>> begin
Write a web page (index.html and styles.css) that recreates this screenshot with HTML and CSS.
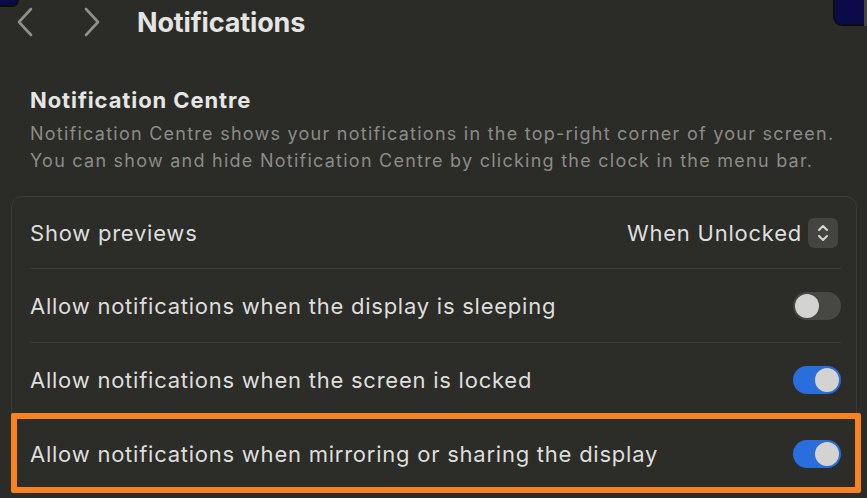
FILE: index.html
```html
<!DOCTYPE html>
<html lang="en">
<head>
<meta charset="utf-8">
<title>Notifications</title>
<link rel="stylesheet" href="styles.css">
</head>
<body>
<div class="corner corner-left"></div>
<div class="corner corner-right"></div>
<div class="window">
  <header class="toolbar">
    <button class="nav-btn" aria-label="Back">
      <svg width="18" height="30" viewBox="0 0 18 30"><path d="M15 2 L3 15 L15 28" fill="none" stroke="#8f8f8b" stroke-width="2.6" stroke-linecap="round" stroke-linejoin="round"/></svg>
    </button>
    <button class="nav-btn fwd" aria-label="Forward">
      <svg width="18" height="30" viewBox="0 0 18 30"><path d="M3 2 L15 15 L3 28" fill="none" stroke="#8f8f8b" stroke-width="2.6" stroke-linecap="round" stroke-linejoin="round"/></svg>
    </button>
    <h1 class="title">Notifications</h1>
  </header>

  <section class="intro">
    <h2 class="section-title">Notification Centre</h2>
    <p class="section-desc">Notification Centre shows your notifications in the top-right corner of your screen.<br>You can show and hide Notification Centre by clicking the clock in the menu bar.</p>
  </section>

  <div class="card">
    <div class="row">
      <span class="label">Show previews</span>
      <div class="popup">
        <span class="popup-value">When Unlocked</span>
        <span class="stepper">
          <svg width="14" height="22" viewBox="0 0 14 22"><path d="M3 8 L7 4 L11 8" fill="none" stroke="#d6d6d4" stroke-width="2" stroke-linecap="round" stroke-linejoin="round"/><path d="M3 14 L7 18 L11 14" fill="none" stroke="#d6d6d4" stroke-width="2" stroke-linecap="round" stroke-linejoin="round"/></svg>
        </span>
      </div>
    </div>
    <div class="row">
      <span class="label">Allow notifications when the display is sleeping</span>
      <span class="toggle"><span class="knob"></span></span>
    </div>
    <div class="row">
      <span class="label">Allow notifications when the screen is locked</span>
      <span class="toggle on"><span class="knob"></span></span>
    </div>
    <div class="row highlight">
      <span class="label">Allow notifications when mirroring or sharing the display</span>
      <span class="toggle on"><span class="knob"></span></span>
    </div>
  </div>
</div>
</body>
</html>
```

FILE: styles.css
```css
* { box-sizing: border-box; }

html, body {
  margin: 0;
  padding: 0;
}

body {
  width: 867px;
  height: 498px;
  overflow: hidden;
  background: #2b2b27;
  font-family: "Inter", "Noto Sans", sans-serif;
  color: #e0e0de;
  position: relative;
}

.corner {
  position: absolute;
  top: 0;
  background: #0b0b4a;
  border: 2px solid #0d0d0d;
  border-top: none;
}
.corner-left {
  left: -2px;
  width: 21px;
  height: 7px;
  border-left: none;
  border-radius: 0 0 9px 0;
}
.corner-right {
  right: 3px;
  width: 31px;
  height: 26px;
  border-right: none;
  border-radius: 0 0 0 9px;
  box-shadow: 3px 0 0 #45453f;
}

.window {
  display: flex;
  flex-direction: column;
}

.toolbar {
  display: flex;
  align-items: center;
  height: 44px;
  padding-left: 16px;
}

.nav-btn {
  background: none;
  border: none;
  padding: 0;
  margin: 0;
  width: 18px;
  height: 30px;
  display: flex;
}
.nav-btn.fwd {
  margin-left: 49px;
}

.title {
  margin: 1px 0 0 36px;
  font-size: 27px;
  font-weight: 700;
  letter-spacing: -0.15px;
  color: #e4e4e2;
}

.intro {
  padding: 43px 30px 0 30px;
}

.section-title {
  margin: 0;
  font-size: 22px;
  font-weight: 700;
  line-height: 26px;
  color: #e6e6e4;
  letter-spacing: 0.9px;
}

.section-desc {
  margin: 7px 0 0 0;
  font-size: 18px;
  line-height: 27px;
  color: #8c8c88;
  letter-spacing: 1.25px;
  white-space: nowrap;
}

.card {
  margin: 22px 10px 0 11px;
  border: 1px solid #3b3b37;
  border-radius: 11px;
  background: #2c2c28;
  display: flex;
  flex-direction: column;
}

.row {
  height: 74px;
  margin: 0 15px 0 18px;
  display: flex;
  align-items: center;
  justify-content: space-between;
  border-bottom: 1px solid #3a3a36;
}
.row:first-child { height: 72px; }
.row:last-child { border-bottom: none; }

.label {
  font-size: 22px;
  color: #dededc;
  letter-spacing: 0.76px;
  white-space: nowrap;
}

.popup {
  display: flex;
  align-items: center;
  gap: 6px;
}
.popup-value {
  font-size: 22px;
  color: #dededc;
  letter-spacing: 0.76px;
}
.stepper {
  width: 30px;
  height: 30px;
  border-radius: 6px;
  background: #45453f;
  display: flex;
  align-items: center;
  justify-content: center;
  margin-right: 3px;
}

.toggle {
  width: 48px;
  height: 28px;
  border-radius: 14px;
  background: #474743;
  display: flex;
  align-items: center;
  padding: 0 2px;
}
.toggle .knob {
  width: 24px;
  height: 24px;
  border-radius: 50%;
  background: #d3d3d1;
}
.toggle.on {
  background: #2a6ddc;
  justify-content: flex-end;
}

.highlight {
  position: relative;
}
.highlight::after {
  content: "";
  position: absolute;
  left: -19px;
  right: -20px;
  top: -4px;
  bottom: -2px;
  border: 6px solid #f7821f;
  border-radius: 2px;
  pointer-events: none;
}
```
>> end
● **Your objective**
Reproduce the material above verbatim; omit every picture.

● **Problem solution**
Write a web page (index.html and styles.css) that recreates this screenshot with HTML and CSS.
FILE: index.html
```html
<!DOCTYPE html>
<html lang="en">
<head>
<meta charset="utf-8">
<title>Notifications</title>
<link rel="stylesheet" href="styles.css">
</head>
<body>
<div class="corner corner-left"></div>
<div class="corner corner-right"></div>
<div class="window">
  <header class="toolbar">
    <button class="nav-btn" aria-label="Back">
      <svg width="18" height="30" viewBox="0 0 18 30"><path d="M15 2 L3 15 L15 28" fill="none" stroke="#8f8f8b" stroke-width="2.6" stroke-linecap="round" stroke-linejoin="round"/></svg>
    </button>
    <button class="nav-btn fwd" aria-label="Forward">
      <svg width="18" height="30" viewBox="0 0 18 30"><path d="M3 2 L15 15 L3 28" fill="none" stroke="#8f8f8b" stroke-width="2.6" stroke-linecap="round" stroke-linejoin="round"/></svg>
    </button>
    <h1 class="title">Notifications</h1>
  </header>

  <section class="intro">
    <h2 class="section-title">Notification Centre</h2>
    <p class="section-desc">Notification Centre shows your notifications in the top-right corner of your screen.<br>You can show and hide Notification Centre by clicking the clock in the menu bar.</p>
  </section>

  <div class="card">
    <div class="row">
      <span class="label">Show previews</span>
      <div class="popup">
        <span class="popup-value">When Unlocked</span>
        <span class="stepper">
          <svg width="14" height="22" viewBox="0 0 14 22"><path d="M3 8 L7 4 L11 8" fill="none" stroke="#d6d6d4" stroke-width="2" stroke-linecap="round" stroke-linejoin="round"/><path d="M3 14 L7 18 L11 14" fill="none" stroke="#d6d6d4" stroke-width="2" stroke-linecap="round" stroke-linejoin="round"/></svg>
        </span>
      </div>
    </div>
    <div class="row">
      <span class="label">Allow notifications when the display is sleeping</span>
      <span class="toggle"><span class="knob"></span></span>
    </div>
    <div class="row">
      <span class="label">Allow notifications when the screen is locked</span>
      <span class="toggle on"><span class="knob"></span></span>
    </div>
    <div class="row highlight">
      <span class="label">Allow notifications when mirroring or sharing the display</span>
      <span class="toggle on"><span class="knob"></span></span>
    </div>
  </div>
</div>
</body>
</html>
```

FILE: styles.css
```css
* { box-sizing: border-box; }

html, body {
  margin: 0;
  padding: 0;
}

body {
  width: 867px;
  height: 498px;
  overflow: hidden;
  background: #2b2b27;
  font-family: "Inter", "Noto Sans", sans-serif;
  color: #e0e0de;
  position: relative;
}

.corner {
  position: absolute;
  top: 0;
  background: #0b0b4a;
  border: 2px solid #0d0d0d;
  border-top: none;
}
.corner-left {
  left: -2px;
  width: 21px;
  height: 7px;
  border-left: none;
  border-radius: 0 0 9px 0;
}
.corner-right {
  right: 3px;
  width: 31px;
  height: 26px;
  border-right: none;
  border-radius: 0 0 0 9px;
  box-shadow: 3px 0 0 #45453f;
}

.window {
  display: flex;
  flex-direction: column;
}

.toolbar {
  display: flex;
  align-items: center;
  height: 44px;
  padding-left: 16px;
}

.nav-btn {
  background: none;
  border: none;
  padding: 0;
  margin: 0;
  width: 18px;
  height: 30px;
  display: flex;
}
.nav-btn.fwd {
  margin-left: 49px;
}

.title {
  margin: 1px 0 0 36px;
  font-size: 27px;
  font-weight: 700;
  letter-spacing: -0.15px;
  color: #e4e4e2;
}

.intro {
  padding: 43px 30px 0 30px;
}

.section-title {
  margin: 0;
  font-size: 22px;
  font-weight: 700;
  line-height: 26px;
  color: #e6e6e4;
  letter-spacing: 0.9px;
}

.section-desc {
  margin: 7px 0 0 0;
  font-size: 18px;
  line-height: 27px;
  color: #8c8c88;
  letter-spacing: 1.25px;
  white-space: nowrap;
}

.card {
  margin: 22px 10px 0 11px;
  border: 1px solid #3b3b37;
  border-radius: 11px;
  background: #2c2c28;
  display: flex;
  flex-direction: column;
}

.row {
  height: 74px;
  margin: 0 15px 0 18px;
  display: flex;
  align-items: center;
  justify-content: space-between;
  border-bottom: 1px solid #3a3a36;
}
.row:first-child { height: 72px; }
.row:last-child { border-bottom: none; }

.label {
  font-size: 22px;
  color: #dededc;
  letter-spacing: 0.76px;
  white-space: nowrap;
}

.popup {
  display: flex;
  align-items: center;
  gap: 6px;
}
.popup-value {
  font-size: 22px;
  color: #dededc;
  letter-spacing: 0.76px;
}
.stepper {
  width: 30px;
  height: 30px;
  border-radius: 6px;
  background: #45453f;
  display: flex;
  align-items: center;
  justify-content: center;
  margin-right: 3px;
}

.toggle {
  width: 48px;
  height: 28px;
  border-radius: 14px;
  background: #474743;
  display: flex;
  align-items: center;
  padding: 0 2px;
}
.toggle .knob {
  width: 24px;
  height: 24px;
  border-radius: 50%;
  background: #d3d3d1;
}
.toggle.on {
  background: #2a6ddc;
  justify-content: flex-end;
}

.highlight {
  position: relative;
}
.highlight::after {
  content: "";
  position: absolute;
  left: -19px;
  right: -20px;
  top: -4px;
  bottom: -2px;
  border: 6px solid #f7821f;
  border-radius: 2px;
  pointer-events: none;
}
```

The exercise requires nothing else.